Berry grew up in Barren County, in the south-central part of the state, not far north of the Tennessee line. The barbecue style of his youth revolved mostly around what locals call "shoulder:" oval slices of pork, bone in, cooked on an open pit over hickory coals and sopped with a dip of vinegar, butter, lard, black and cayenne pepper, and salt, closer to an eastern North Carolina sauce than what you'll find in Western Kentucky.

"Even though I cut my barbecue teeth on thin-sliced, vinegary pork shoulder grilled over hickory coals, my palate has always been open to trying new foods, and therefore I've been delighted by barbecue styles from far southwest Texas to Kansas City to middle Georgia," he said. "And I've eaten at least some decent stuff up near Chicago, although most of what I've had from that region depends too much upon thick sauce and not enough on long smoke."

Berry's reverence for open-pit grilled sliced shoulder has declined somewhat since he has eaten the long-smoked, closed-pit pork shoulders of Western Kentucky. And tasting the best of pork (tender, moist and deeply smoked) from Prince Pit BBQ, Grogan's, Mr. BBQ and More, Leigh's, and Knockum Hill has set the bar high and made him more critical of other pulled and shredded pork styles, he said.

Although Berry favors a vinegary, hot sauce, he also likes the "complex melon sauce" served at J.J. McBrewster's in Lexington or the sweet Hawaiian sauce at Big Kahuna in Leitchfield.

And he's a fan of mutton.

"Smoky, tender mutton marries well with the tangy black dip sauces you'll find at the four Owensboro barbecue places and at Western Kentucky Catholic church picnics," he said. "There's nothing else like this flavor in the barbecue kingdom, and it's rare to find outside a few counties in Western Kentucky."

Berry's book is divided by regions of the state: Western Waterlands; Bluegrass, Blues, and Barbecue; Caves, Lakes, and Corvettes; Southern Lakes; Derby; Northern Kentucky River; Bluegrass; and Appalachian.

In the western counties, Berry said, the preferred barbecue is pulled or chopped pork from whole pork shoulders or Boston butts, but mutton is the west's most distinctive claim to barbecue fame.
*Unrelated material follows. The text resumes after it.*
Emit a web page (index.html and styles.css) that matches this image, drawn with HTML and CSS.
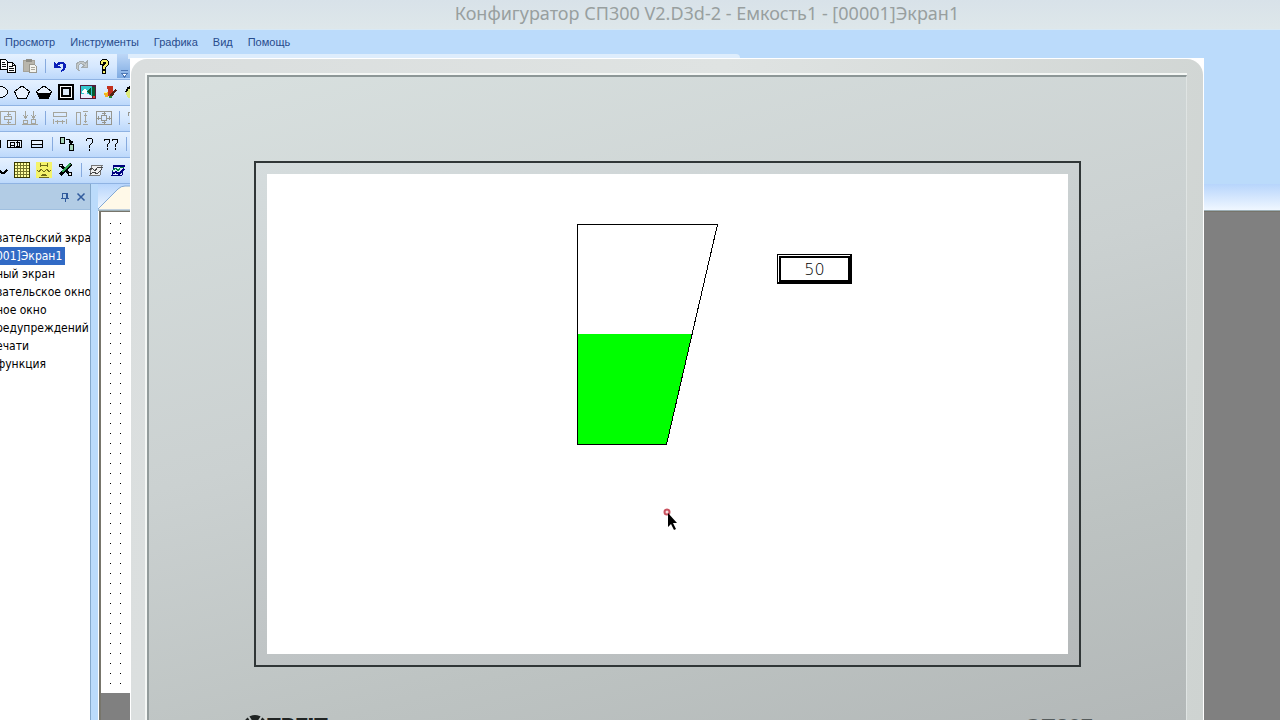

As for Louisville and Lexington, Berry said, he hasn't detected any distinctive style linking the barbecue places or their environs.

"They seem to be melting pots of barbecue styles, serving Texas brisket, Memphis-style-dry-rubbed ribs, and Western Kentucky-style pork and mutton," he said.

In the Bluegrass region, Berry includes: Staxx BBQ in Frankfort; Tony's Barn, Lawrenceburg; Dunn's BBQ & Catering, Harrodsburg; Fat Boys BBQ, Georgetown; Billy's Bar-B-Q, Ky. Butt Rubb'in BBQ, J.J. McBrewster's, Mary Lou's BBQ, Wagon Bones Grill, Red State Barbecue and Sarah's Corner Café BBQ, all in Lexington; and BC's Backwoods BBQ and Gridiron BarBQ in Richmond.